Wednesday, November 16, 2011

Movie Review: The Descendants – Not quite ascending to greatness.



 


“Give your children enough so that they can do something, but not so much that they do nothing”. That is the first and last ‘movie line’ that you can expect to hear in Alexander Payne’s first feature length film in eight years. This distance from everything cinematic is immediately noticeable, as Payne tells the story of a man coming to terms with the changes in his life following his wife’s coma-inducing accident in a way clearly attempting to mimic reality instead of exhibit histrionics. The film is set in the beautiful tropical island of Hawaii, but like Clooney’s archipelago analogy, the film itself is one whole but disjointed and constantly separating.



The Descendants


One must first give credit to the film’s attributes, of which there are many. The foremost of them is Clooney himself. Long gone are the days when George Clooney suffered from the Cary Grant syndrome, of the star overpowering the actor. He inhabits the cuckolded Matt King with consummate ease, and lends strong credibility to this emotionally drifting and ineffectual man who has always done just enough to get by, and is now reaping the fruits of it. Payne uses Hawaii beautifully, taking us from island to island, and intersperses the natural beauty of the setting with the pathos of the situation, to lift the film from its natural tendency to depress. Another tool he uses to do this is humor, trying hard to add an accidental levity that often accompanies the dreariest of circumstances. At times this works wonderfully, and at times, not so much. The girls, Shailene Woodley and Amara Miller, also do a very good job of playing their spoiled but innately well-meaning daughters who help Clooney glue back his fractured life.

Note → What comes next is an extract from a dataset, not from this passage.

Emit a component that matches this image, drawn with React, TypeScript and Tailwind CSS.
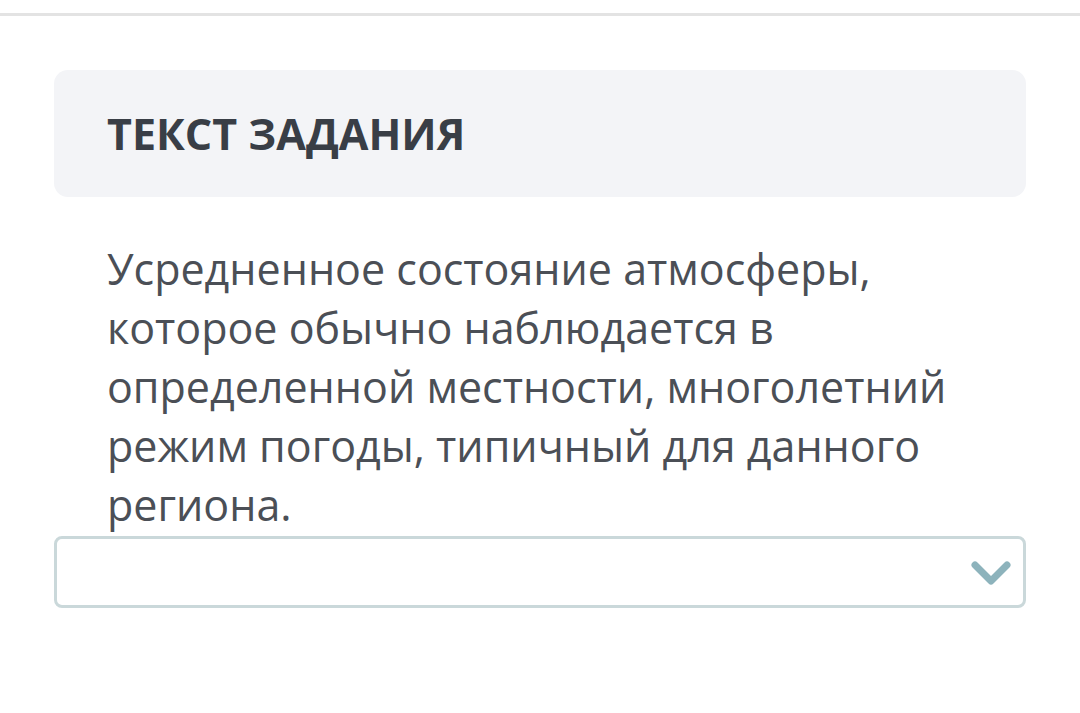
export default function App() {
  return (
    <div className="min-h-screen bg-white font-['Open_Sans',sans-serif]">
      <div className="pt-[13px]">
        <div className="h-[3px] bg-[#e3e3e3]" />
      </div>
      <div className="px-[54px] pt-[54px]">
        {/* Task header */}
        <div className="h-[127px] rounded-[14px] bg-[#f3f4f7] flex items-center px-[53px]">
          <h2 className="text-[43px] font-bold text-[#393e46] leading-none">ТЕКСТ ЗАДАНИЯ</h2>
        </div>

        {/* Task text */}
        <p className="mt-[42px] px-[53px] text-[43px] leading-[59px] text-[#4b4f56]">
          Усредненное состояние атмосферы, которое обычно наблюдается в определенной местности, многолетний режим погоды, типичный для данного региона.
        </p>

        {/* Answer select */}
        <div className="mt-[2px] h-[72px] rounded-[8px] border-[3px] border-[#cad8da] flex items-center justify-end pr-[11px]">
          <svg width="42" height="28" viewBox="0 0 42 28" fill="none" className="mt-[2px]">
            <path d="M5 6 L21 22 L37 6" stroke="#8db3bc" strokeWidth="7" strokeLinecap="round" strokeLinejoin="round" />
          </svg>
        </div>
      </div>
    </div>
  );
}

Unfortunately, this isn’t enough to make a film an enjoyable experience. For the most part, there is just SO much happening in the movie that one might get tired of playing catch up. Payne tries to weave the screenplay so the subplots all merge seamlessly, but really they just entangle you in a mess of trying to understand his intention. Both characters and plot-points are over extended to a point where they seem to be superfluous. Judy Greer does her best in her small cameo, but her character adds nothing to the movie, except to add one more ladle in an already full bowl, and the same could be said for Nick Krause.  Finally, the ambling pace of the movie, as lazy as the Hawaiian background score, backfires on the director. Whereas in Sideways, his characters leisurely travels engrossed the viewers, in this film, it allows too many moments for disconnection. And that is potentially its biggest flaw. At the advance screening of the film, packed to capacity in anticipation, there were palpable moments when people lost interest, some even walking out, and even though there was a tepid applause at the close of the screening, the satisfaction that one hoped to derive was sorely missing. There are those that will enjoy it as a great character study, but for myself, I couldn’t help but be extremely underwhelmed.